━━ PROVIDED MATERIAL ━━

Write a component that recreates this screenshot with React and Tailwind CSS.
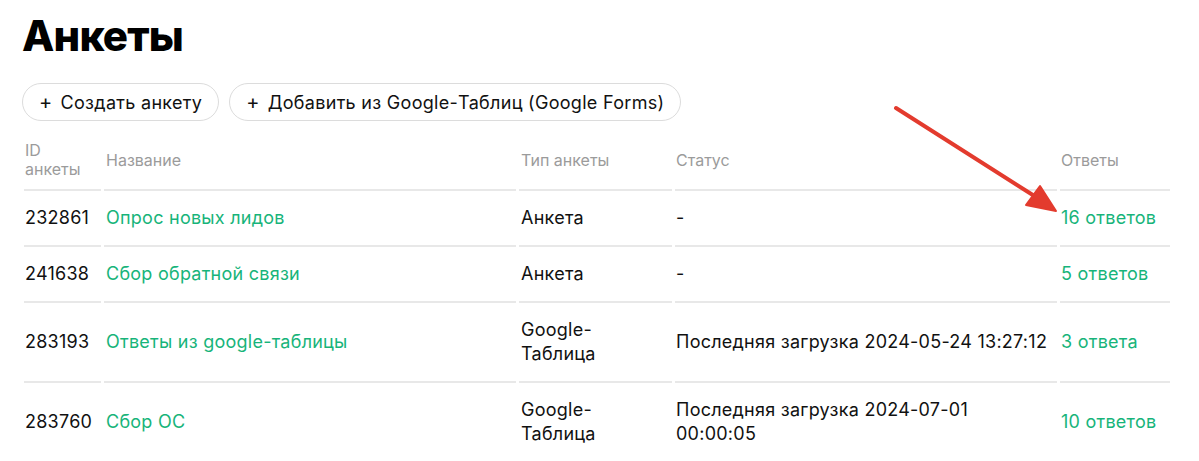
import React from "react";

const rows = [
  { id: "232861", name: "Опрос новых лидов", type: "Анкета", status: "-", answers: "16 ответов" },
  { id: "241638", name: "Сбор обратной связи", type: "Анкета", status: "-", answers: "5 ответов" },
  {
    id: "283193",
    name: "Ответы из google-таблицы",
    type: ["Google-", "Таблица"],
    status: ["Последняя загрузка 2024-05-24 13:27:12"],
    answers: "3 ответа",
  },
  {
    id: "283760",
    name: "Сбор ОС",
    type: ["Google-", "Таблица"],
    status: ["Последняя загрузка 2024-07-01", "00:00:05"],
    answers: "10 ответов",
  },
];

function Lines({ value }) {
  if (!Array.isArray(value)) return value;
  return value.map((line, i) => (
    <span key={i} className="block whitespace-nowrap">
      {line}
    </span>
  ));
}

export default function App() {
  return (
    <div
      className="relative min-h-screen bg-white text-[#111] px-[22px] pt-[12px] overflow-hidden"
      style={{ fontFamily: "Inter, 'Noto Sans', sans-serif" }}
    >
      <h1 className="text-[42px] leading-[48px] font-extrabold tracking-[-0.8px] text-black">Анкеты</h1>

      {/* Actions */}
      <div className="mt-[23px] flex gap-[10px] tracking-[0.3px]">
        <button className="h-[38px] px-[16px] rounded-full border border-[#dcdcdc] text-[18px] flex items-center gap-[8px]">
          <span className="text-[20px] leading-none">+</span>
          Создать анкету
        </button>
        <button className="h-[38px] px-[16px] rounded-full border border-[#dcdcdc] text-[18px] flex items-center gap-[8px]">
          <span className="text-[20px] leading-none">+</span>
          Добавить из Google-Таблиц (Google Forms)
        </button>
      </div>

      {/* Table */}
      <table className="mt-[20px] table-fixed border-separate border-spacing-x-[3px] border-spacing-y-0 w-[1152px] -ml-[1px]">
        <colgroup>
          <col className="w-[77px]" />
          <col className="w-[412px]" />
          <col className="w-[153px]" />
          <col className="w-[382px]" />
          <col className="w-[110px]" />
        </colgroup>
        <thead>
          <tr className="text-[16px] leading-[19px] text-[#9b9b9b] text-left align-middle">
            <th className="font-normal pl-[1px] pb-[10px] border-b-2 border-[#e8e8e8]">
              ID
              <br />
              анкеты
            </th>
            <th className="font-normal pl-[2px] pb-[10px] border-b-2 border-[#e8e8e8]">Название</th>
            <th className="font-normal pl-[2px] pb-[10px] border-b-2 border-[#e8e8e8]">Тип анкеты</th>
            <th className="font-normal pl-[1px] pb-[10px] border-b-2 border-[#e8e8e8]">Статус</th>
            <th className="font-normal pl-[1px] pb-[10px] border-b-2 border-[#e8e8e8]">Ответы</th>
          </tr>
        </thead>
        <tbody>
          {rows.map((row) => (
            <tr key={row.id} className="text-[18px] leading-[24px] tracking-[0.25px] align-middle">
              <td className="pl-[1px] py-[15px] border-b-2 border-[#e8e8e8]">{row.id}</td>
              <td className="pl-[2px] py-[15px] border-b-2 border-[#e8e8e8] text-[#17b47a]">{row.name}</td>
              <td className="pl-[2px] py-[15px] border-b-2 border-[#e8e8e8]">
                <Lines value={row.type} />
              </td>
              <td className="pl-[1px] py-[15px] border-b-2 border-[#e8e8e8]">
                <Lines value={row.status} />
              </td>
              <td className="pl-[1px] py-[15px] border-b-2 border-[#e8e8e8] text-[#17b47a] whitespace-nowrap">
                {row.answers}
              </td>
            </tr>
          ))}
        </tbody>
      </table>

      {/* Annotation arrow */}
      <svg className="absolute left-0 top-0 pointer-events-none" width="1199" height="461" viewBox="0 0 1199 461">
        <line x1="896" y1="108" x2="1036" y2="197" stroke="#e33b2e" strokeWidth="4" strokeLinecap="round" />
        <polygon points="1026,205 1040,186 1056,211" fill="#e33b2e" stroke="#e33b2e" strokeWidth="2" strokeLinejoin="round" />
      </svg>
    </div>
  );
}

━━━

● **EXERCISE DESCRIPTION**: Skip every picture and return the lines above from the top through the one that contains "import React from".

● **TASK SOLUTION**:
Write a component that recreates this screenshot with React and Tailwind CSS.
import React from "react";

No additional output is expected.